Same-Sex Couples to Be Eligible for Leave Under U.S. RuleAngela Greiling Keane
Same-sex couples in the U.S. would be eligible for leave to care for their spouses regardless of whether they live in a state that recognizes gay marriage, under rules the Obama administration plans to propose.
President Barack Obama directed the Labor Department to draft rules that would allow gay and lesbian couples in all states to take unpaid time under the Family and Medical Leave Act to care for a spouse, the White House said in a statement.
The U.S. Supreme Court a year ago struck down a law that denied federal benefits to legally married gay couples. Since that June 2013 ruling, it’s been unclear whether unpaid family leave requirements apply to same-sex couples.
Obama has been under pressure from the gay community and Democrats in Congress to offer more protections to same-sex couples and gay workers. Democrats want to use their support for gay marriage as an advantage in the congressional elections in November, highlighting it as a key difference with Republicans.

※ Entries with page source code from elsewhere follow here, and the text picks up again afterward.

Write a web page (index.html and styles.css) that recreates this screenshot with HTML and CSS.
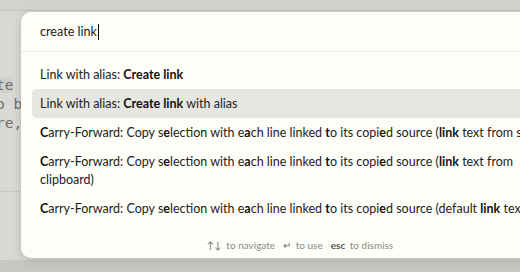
FILE: index.html
```html
<!DOCTYPE html>
<html>
<head>
    <title>Command palette</title>
    <link rel="stylesheet" href="styles.css">
</head>
<body>
    <div class="editor">
        <div class="editor-top"></div>
        <div class="editor-lines">
            <div class="code-line"><span class="code-hl">te</span></div>
            <div class="code-line">o b</div>
            <div class="code-line">re,</div>
        </div>
        <div class="editor-rule"></div>
        <div class="editor-gap"></div>
        <div class="editor-bottom">
            <span class="bottom-text">lo  Ne  fr   wor  lit  Iri  rlo  lu</span>
        </div>
    </div>

    <div class="palette">
        <div class="prompt">
            <span class="prompt-text">create link</span><span class="caret"></span>
        </div>

        <div class="suggestions">
            <div class="suggestion">Link with alias: <b>Create link</b></div>
            <div class="suggestion selected">Link with alias: <b>Create link</b> with alias</div>
            <div class="suggestion one-line"><b>C</b>arry-Forward: Copy s<b>e</b>lection with e<b>a</b>ch line linked <b>t</b>o its copi<b>e</b>d source (<b>link</b> text from selection)</div>
            <div class="suggestion"><b>C</b>arry-Forward: Copy s<b>e</b>lection with e<b>a</b>ch line linked <b>t</b>o its copi<b>e</b>d source (<b>link</b> text from clipboard)</div>
            <div class="suggestion"><b>C</b>arry-Forward: Copy s<b>e</b>lection with e<b>a</b>ch line linked <b>t</b>o its copi<b>e</b>d source (default <b>link</b> text)</div>
        </div>

        <div class="instructions">
            <span class="hint"><span class="key">↑↓</span> to navigate</span>
            <span class="hint"><span class="key">↵</span> to use</span>
            <span class="hint"><span class="key key-bold">esc</span> to dismiss</span>
        </div>
    </div>
</body>
</html>
```

FILE: styles.css
```css
body {
    margin: 0;
    width: 520px;
    height: 272px;
    overflow: hidden;
    position: relative;
    background-color: #d8d8d4;
    font-family: Lato, "Noto Sans", sans-serif;
    color: #222;
}

.editor {
    height: 272px;
    display: flex;
    flex-direction: column;
}

.editor-top {
    height: 10px;
    background-color: #d2d2ce;
    border-bottom: 1px solid #c2c2be;
}

.editor-lines {
    padding-top: 65px;
    height: 115px;
}

.code-line {
    font-family: "DejaVu Sans Mono", monospace;
    font-size: 14.5px;
    line-height: 19px;
    color: #6e6e6b;
    margin-left: -4px;
}

.code-hl {
    background-color: #cfcfcb;
}

.editor-rule {
    height: 1px;
    background-color: #c6c6c2;
}

.editor-gap {
    height: 68px;
}

.editor-bottom {
    flex: 1;
    background-color: #c7c7c3;
    overflow: hidden;
}

.bottom-text {
    display: block;
    padding: 9px 0 0 4px;
    font-size: 13px;
    color: #555;
    white-space: pre;
}

/* palette floats over the editor */
.palette {
    position: absolute;
    left: 21px;
    top: 12px;
    width: 558px;
    height: 246px;
    background-color: #fefef8;
    border-radius: 10px;
    box-shadow: 0 2px 10px rgba(0, 0, 0, 0.16);
    display: flex;
    flex-direction: column;
}

.prompt {
    height: 39px;
    flex-shrink: 0;
    display: flex;
    align-items: center;
    padding-left: 19px;
    border-bottom: 1px solid #ecece6;
    font-size: 12.6px;
}

.caret {
    display: inline-block;
    width: 1px;
    height: 16px;
    background-color: #111;
    margin-left: 1px;
}

.suggestions {
    padding: 8px 11px 0 11px;
}

.suggestion {
    padding: 5.5px 8px;
    line-height: 18px;
    font-size: 12.5px;
    border-radius: 5px;
    color: #222;
}

.one-line {
    white-space: nowrap;
}

.suggestion b {
    font-weight: bold;
    color: #111;
}

.selected {
    background-color: #e7e7e1;
}

.instructions {
    display: flex;
    justify-content: center;
    gap: 8px;
    font-size: 10px;
    line-height: 12px;
    color: #8a8a86;
    padding-top: 16px;
}

.key {
    color: #6f6f6c;
    margin-right: 2px;
}

.key-bold {
    font-weight: bold;
    color: #555;
}
```
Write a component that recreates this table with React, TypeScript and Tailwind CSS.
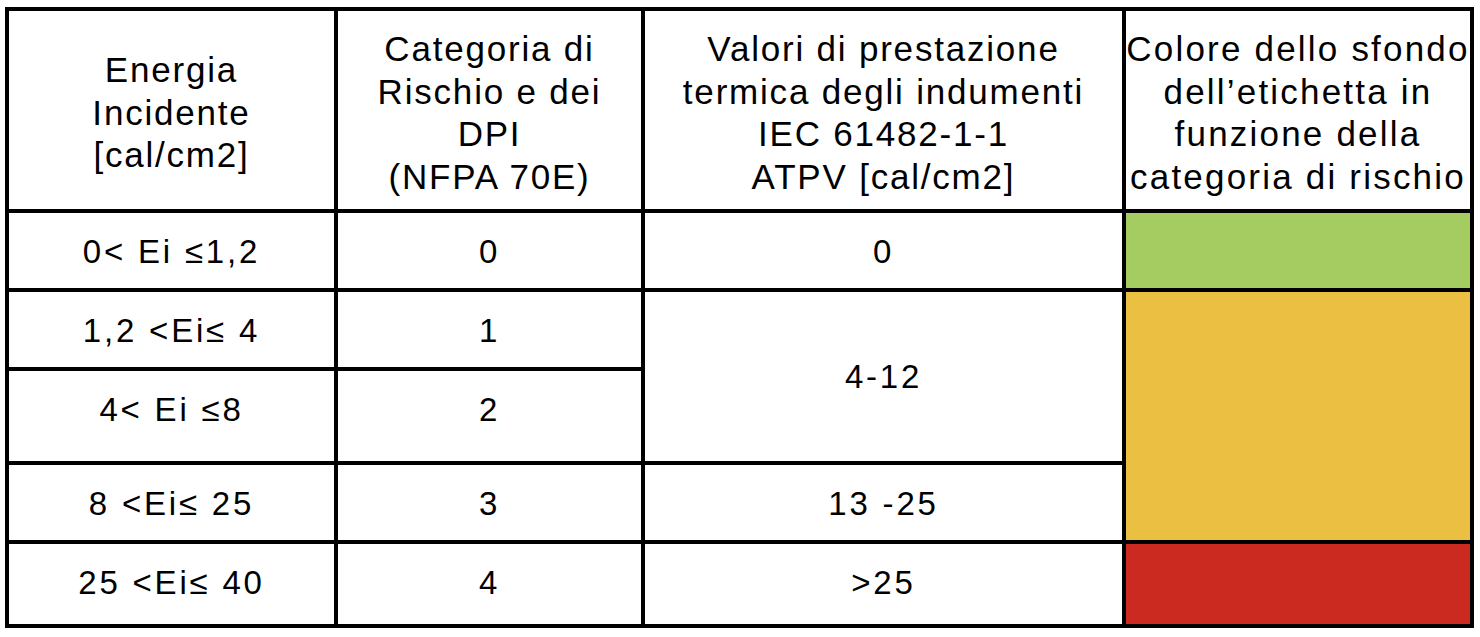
import React from "react";

const cell =
  "border-r-4 border-b-4 border-black flex justify-center text-center whitespace-nowrap";

const head = `${cell} items-center text-[35px] leading-[42.5px] tracking-[1.8px] pt-[6px]`;
const body = `${cell} items-start pt-[19px] text-[33px] leading-[40px] tracking-[2.8px]`;

export default function App() {
  return (
    <div
      className="w-[1480px] h-[637px] bg-white text-black pt-[7px] pl-[5px]"
      style={{ fontFamily: '"Liberation Sans", Arial, sans-serif' }}
    >
      <div className="grid grid-cols-[329px_307px_481px_348px] grid-rows-[202px_79px_79px_94px_79px_84px] border-l-4 border-t-4 border-black w-max">
        {/* Header */}
        <div className={`${head} pt-0`}>
          <div>
            Energia
            <br />
            Incidente
            <br />
            [cal/cm2]
          </div>
        </div>
        <div className={head}>
          <div>
            Categoria di
            <br />
            Rischio e dei
            <br />
            DPI
            <br />
            (NFPA 70E)
          </div>
        </div>
        <div className={head}>
          <div>
            Valori di prestazione
            <br />
            termica degli indumenti
            <br />
            IEC 61482-1-1
            <br />
            ATPV [cal/cm2]
          </div>
        </div>
        <div className={`${head} tracking-[2.2px]`}>
          <div>
            Colore dello sfondo
            <br />
            dell’etichetta in
            <br />
            funzione della
            <br />
            categoria di rischio
          </div>
        </div>

        {/* Row 1 */}
        <div className={body}>0&lt; Ei ≤1,2</div>
        <div className={body}>0</div>
        <div className={body}>0</div>
        <div className="border-r-4 border-b-4 border-black bg-[#a4cc61]" />

        {/* Row 2 */}
        <div className={body}>1,2 &lt;Ei≤ 4</div>
        <div className={body}>1</div>
        <div
          className={`${cell} row-span-2 items-center text-[33px] leading-[40px] tracking-[2.8px]`}
        >
          4-12
        </div>
        <div className="row-span-3 border-r-4 border-b-4 border-black bg-[#ebc042]" />

        {/* Row 3 */}
        <div className={body}>4&lt; Ei ≤8</div>
        <div className={body}>2</div>

        {/* Row 4 */}
        <div className={body}>8 &lt;Ei≤ 25</div>
        <div className={body}>3</div>
        <div className={body}>13 -25</div>

        {/* Row 5 */}
        <div className={body}>25 &lt;Ei≤ 40</div>
        <div className={body}>4</div>
        <div className={body}>&gt;25</div>
        <div className="border-r-4 border-b-4 border-black bg-[#ca2a1f]" />
      </div>
    </div>
  );
}
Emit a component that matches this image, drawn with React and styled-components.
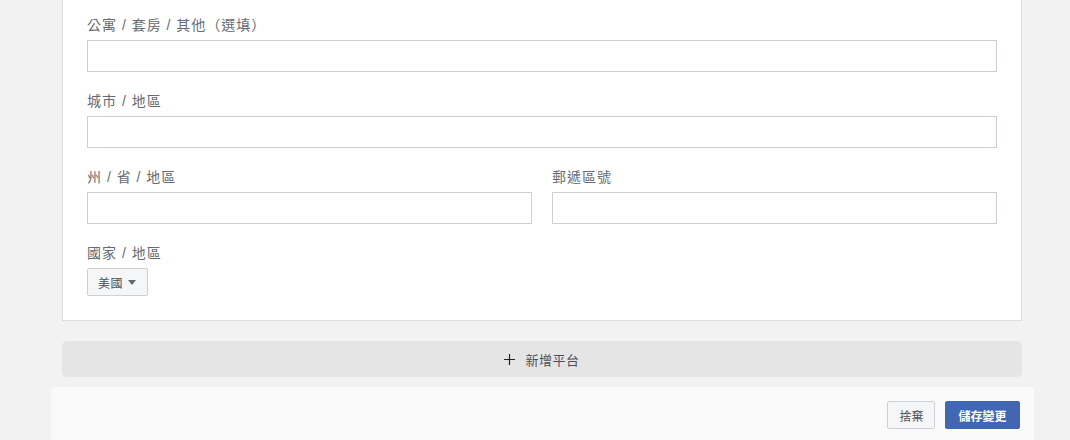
import React from "react";
import styled, { createGlobalStyle } from "styled-components";

const Global = createGlobalStyle`
  html, body { margin: 0; padding: 0; background: #f2f2f2; }
  body {
    font-family: "Liberation Sans", "Noto Sans CJK TC", Arial, sans-serif;
    color: #1d2129;
  }
  * { box-sizing: border-box; }
`;

const Page = styled.div`
  width: 1070px;
  height: 440px;
  overflow: hidden;
  padding-left: 14px;
  display: flex;
  flex-direction: column;
  align-items: center;
`;

const Card = styled.div`
  flex-shrink: 0;
  width: 960px;
  background: #fff;
  border: 1px solid #dddfe2;
  border-top: 0;
  padding: 16px 24px 24px 24px;
  display: flex;
  flex-direction: column;
  gap: 20px;
`;

const Field = styled.div`
  display: flex;
  flex-direction: column;
  gap: 6px;
  flex: 1;
`;

const Row = styled.div`
  display: flex;
  gap: 20px;
`;

const Label = styled.label`
  font-size: 14px;
  letter-spacing: 1px;
  line-height: 18px;
  color: #666b73;
`;

const Input = styled.input`
  height: 32px;
  width: 100%;
  border: 1px solid #ccd0d5;
  border-radius: 0;
  background: #fff;
  padding: 0 8px;
  font-size: 14px;
  outline: none;
`;

const Dropdown = styled.button`
  align-self: flex-start;
  height: 28px;
  display: inline-flex;
  align-items: center;
  gap: 5px;
  padding: 0 11px 0 10px;
  background: #f5f6f7;
  border: 1px solid #ccd0d5;
  border-radius: 2px;
  font-family: inherit;
  font-size: 12px;
  letter-spacing: 0.5px;
  font-weight: normal;
  color: #4b4f56;
`;

const Caret = styled.span`
  width: 0;
  height: 0;
  margin-top: 1px;
  border-left: 4px solid transparent;
  border-right: 4px solid transparent;
  border-top: 5px solid #606770;
`;

const AddBar = styled.button`
  flex-shrink: 0;
  margin-top: 20px;
  width: 960px;
  height: 36px;
  border: 0;
  border-radius: 5px;
  background: #e5e5e5;
  display: flex;
  align-items: center;
  justify-content: center;
  gap: 10px;
  font-family: inherit;
  font-size: 13px;
  letter-spacing: 0.5px;
  color: #4b4f56;
`;

const Footer = styled.div`
  flex-shrink: 0;
  margin-top: 10px;
  width: 983px;
  height: 60px;
  background: #fafafa;
  border-radius: 4px 4px 0 0;
  padding: 14px;
  display: flex;
  justify-content: flex-end;
  gap: 10px;
  align-items: flex-start;
`;

const Button = styled.button`
  height: 28px;
  padding: 0 ${(p) => (p.$primary ? "12px" : "11px")};
  border-radius: 2px;
  border: 1px solid ${(p) => (p.$primary ? "#4267b2" : "#ccd0d5")};
  background: ${(p) => (p.$primary ? "#4267b2" : "#f5f6f7")};
  color: ${(p) => (p.$primary ? "#fff" : "#4b4f56")};
  font-family: inherit;
  font-size: 12px;
  font-weight: ${(p) => (p.$primary ? "bold" : "normal")};
`;

const PlusIcon = () => (
  <svg width="11" height="11" viewBox="0 0 11 11">
    <path d="M5.5 0v11M0 5.5h11" stroke="#1d2129" strokeWidth="1.2" />
  </svg>
);

export default function App() {
  return (
    <Page>
      <Global />
      <Card>
        <Field>
          <Label>公寓 / 套房 / 其他（選填）</Label>
          <Input />
        </Field>
        <Field>
          <Label>城市 / 地區</Label>
          <Input />
        </Field>
        <Row>
          <Field>
            <Label>州 / 省 / 地區</Label>
            <Input />
          </Field>
          <Field>
            <Label>郵遞區號</Label>
            <Input />
          </Field>
        </Row>
        <Field>
          <Label>國家 / 地區</Label>
          <Dropdown>
            美國 <Caret />
          </Dropdown>
        </Field>
      </Card>
      <AddBar>
        <PlusIcon />
        新增平台
      </AddBar>
      <Footer>
        <Button>捨棄</Button>
        <Button $primary>儲存變更</Button>
      </Footer>
    </Page>
  );
}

The Obama administration also will ask Congress to change the law to allow same-sex couples to receive all federal benefits. The White House said earlier this week that Obama plans to issue an executive order that would bar federal contractors from discriminating against gay and transgendered workers.
The U.S. government has by “the greatest extent possible under the law” complied with last year’s Supreme Court ruling, Attorney General Eric Holder said in a memo today to Obama on a review of how federal agencies are applying the court decision.
“Agencies have overwhelmingly chosen to recognize marriages as valid based on the law of the jurisdiction where the marriage took place, regardless of where the couple currently resides,” he wrote.
The Social Security Administration and the Department of Veterans Affairs are prohibited by federal law from adopting rules based on where the marriage took place for some programs and that will need to be changed by Congress, Holder said.
Representative Dina Titus, a Nevada Democrat, criticized the White House for not doing enough with today’s action because it only applies to legally married couples and not all gay couples who want to have been able to marry.
“While I applaud the Obama administration’s efforts to extend these benefits, today’s announcement shows that Congress must act to ensure that veterans and their families are not denied the benefits they have earned and deserve,” she said in an e-mailed statement. Titus is the top Democrat on a House panel overseeing veterans’ benefits and is sponsoring legislation to expand benefits to more gay couples.
Obama courted donors from the gay community at a fundraiser for the Democratic National Committee on June 17 in New York.
“People have been waiting a long time for justice, and we’re working to deliver on it as fast as we can,” Obama said at the gathering.
Same-sex couples can get married in 19 states and the District of Columbia. In seven additional states, judges have declared gay-marriage bans unconstitutional, though the laws remain in effect during appeals.
Under the Family and Medical Leave Act, workers can take up to 12 weeks of unpaid leave to care for an ill family member or for the birth of a child. Employers are required to protect the absent employee’s job. The law applies to companies with more than 50 employees.
In the U.S., 12 percent of workers get paid time off to care for a baby or family member, according to the Labor Department.